Of course there are factors that can prevent a father from being present in the upbringing of his children, such as his death, but what the data from the School Census shows us is that such an absence involves a choice: the choice of not committing to the development of a human being he himself generated. Evidently, there is abandonment on the part of mothers too, but such a situation is far more common on the part of fathers.

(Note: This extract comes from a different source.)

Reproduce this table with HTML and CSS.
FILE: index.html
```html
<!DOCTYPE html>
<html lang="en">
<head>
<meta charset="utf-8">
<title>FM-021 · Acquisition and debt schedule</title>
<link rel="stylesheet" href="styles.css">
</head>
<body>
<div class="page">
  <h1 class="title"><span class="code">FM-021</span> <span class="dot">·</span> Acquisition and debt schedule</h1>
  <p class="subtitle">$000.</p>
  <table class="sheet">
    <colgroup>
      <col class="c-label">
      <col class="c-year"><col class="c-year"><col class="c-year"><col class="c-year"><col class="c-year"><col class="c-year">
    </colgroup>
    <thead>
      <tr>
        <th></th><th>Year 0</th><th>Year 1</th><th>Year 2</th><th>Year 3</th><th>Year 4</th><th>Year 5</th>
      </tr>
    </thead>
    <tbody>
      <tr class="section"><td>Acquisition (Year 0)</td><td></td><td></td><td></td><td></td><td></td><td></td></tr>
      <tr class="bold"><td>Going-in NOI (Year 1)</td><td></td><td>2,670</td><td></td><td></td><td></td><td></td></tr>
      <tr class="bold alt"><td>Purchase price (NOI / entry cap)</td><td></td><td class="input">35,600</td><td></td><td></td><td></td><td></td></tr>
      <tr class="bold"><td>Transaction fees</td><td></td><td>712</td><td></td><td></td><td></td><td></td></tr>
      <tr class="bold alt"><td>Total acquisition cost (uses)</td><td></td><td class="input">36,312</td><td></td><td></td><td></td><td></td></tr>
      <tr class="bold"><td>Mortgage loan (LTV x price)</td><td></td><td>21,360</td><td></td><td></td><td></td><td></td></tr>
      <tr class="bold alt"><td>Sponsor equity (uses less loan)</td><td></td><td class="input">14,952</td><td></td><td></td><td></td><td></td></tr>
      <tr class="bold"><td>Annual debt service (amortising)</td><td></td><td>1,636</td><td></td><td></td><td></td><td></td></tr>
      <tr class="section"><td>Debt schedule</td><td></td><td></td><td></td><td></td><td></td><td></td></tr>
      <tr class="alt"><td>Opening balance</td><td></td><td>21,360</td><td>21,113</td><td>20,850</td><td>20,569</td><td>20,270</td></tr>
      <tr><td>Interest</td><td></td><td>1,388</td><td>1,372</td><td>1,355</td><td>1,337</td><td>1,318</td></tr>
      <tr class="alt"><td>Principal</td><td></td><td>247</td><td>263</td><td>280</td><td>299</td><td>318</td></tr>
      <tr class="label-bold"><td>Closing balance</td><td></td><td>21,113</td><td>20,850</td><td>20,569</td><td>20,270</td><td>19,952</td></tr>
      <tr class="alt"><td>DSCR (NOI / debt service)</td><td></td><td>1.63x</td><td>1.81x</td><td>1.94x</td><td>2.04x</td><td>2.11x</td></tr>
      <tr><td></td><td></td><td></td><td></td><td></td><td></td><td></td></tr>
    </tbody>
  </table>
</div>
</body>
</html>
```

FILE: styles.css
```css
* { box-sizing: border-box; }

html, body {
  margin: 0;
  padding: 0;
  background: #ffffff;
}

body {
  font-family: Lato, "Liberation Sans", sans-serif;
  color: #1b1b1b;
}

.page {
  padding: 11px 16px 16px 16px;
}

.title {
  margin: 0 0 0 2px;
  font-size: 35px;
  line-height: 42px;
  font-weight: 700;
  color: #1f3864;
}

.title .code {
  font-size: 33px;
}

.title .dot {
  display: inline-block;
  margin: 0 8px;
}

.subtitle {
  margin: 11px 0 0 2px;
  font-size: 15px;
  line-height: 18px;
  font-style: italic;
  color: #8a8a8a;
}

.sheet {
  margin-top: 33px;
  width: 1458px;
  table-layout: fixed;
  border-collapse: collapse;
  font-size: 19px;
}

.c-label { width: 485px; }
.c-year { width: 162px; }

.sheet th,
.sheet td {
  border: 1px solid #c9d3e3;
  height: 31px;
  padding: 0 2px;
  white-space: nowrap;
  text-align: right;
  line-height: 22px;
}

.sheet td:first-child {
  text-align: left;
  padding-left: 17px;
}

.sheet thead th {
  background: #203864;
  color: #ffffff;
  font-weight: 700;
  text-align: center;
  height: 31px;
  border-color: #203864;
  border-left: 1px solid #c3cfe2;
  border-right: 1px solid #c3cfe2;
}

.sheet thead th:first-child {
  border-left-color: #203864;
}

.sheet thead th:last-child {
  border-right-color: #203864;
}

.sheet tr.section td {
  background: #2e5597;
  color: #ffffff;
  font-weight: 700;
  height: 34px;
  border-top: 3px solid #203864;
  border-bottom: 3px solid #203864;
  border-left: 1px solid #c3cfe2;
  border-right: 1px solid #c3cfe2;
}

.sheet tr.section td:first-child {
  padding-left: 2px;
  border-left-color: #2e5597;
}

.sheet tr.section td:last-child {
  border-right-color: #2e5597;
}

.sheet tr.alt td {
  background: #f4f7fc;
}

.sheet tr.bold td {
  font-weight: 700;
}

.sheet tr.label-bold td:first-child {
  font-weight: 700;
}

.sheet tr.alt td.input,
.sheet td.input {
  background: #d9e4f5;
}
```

However, fatherhood goes far beyond the recognition of a child on a document, since recognising them is a duty. So the full extent of healthy fatherhood would be a relationship that involves commitment, care and love for their children. “The affective connection is independent, or should be independent, of gender. Children can also be raised to see their father as a carer, not only an authority figure,” comments Tulio Custódio, sociologist and curator of knowledge at Inesplorato, in a special article written about fatherhood by Tab UOL.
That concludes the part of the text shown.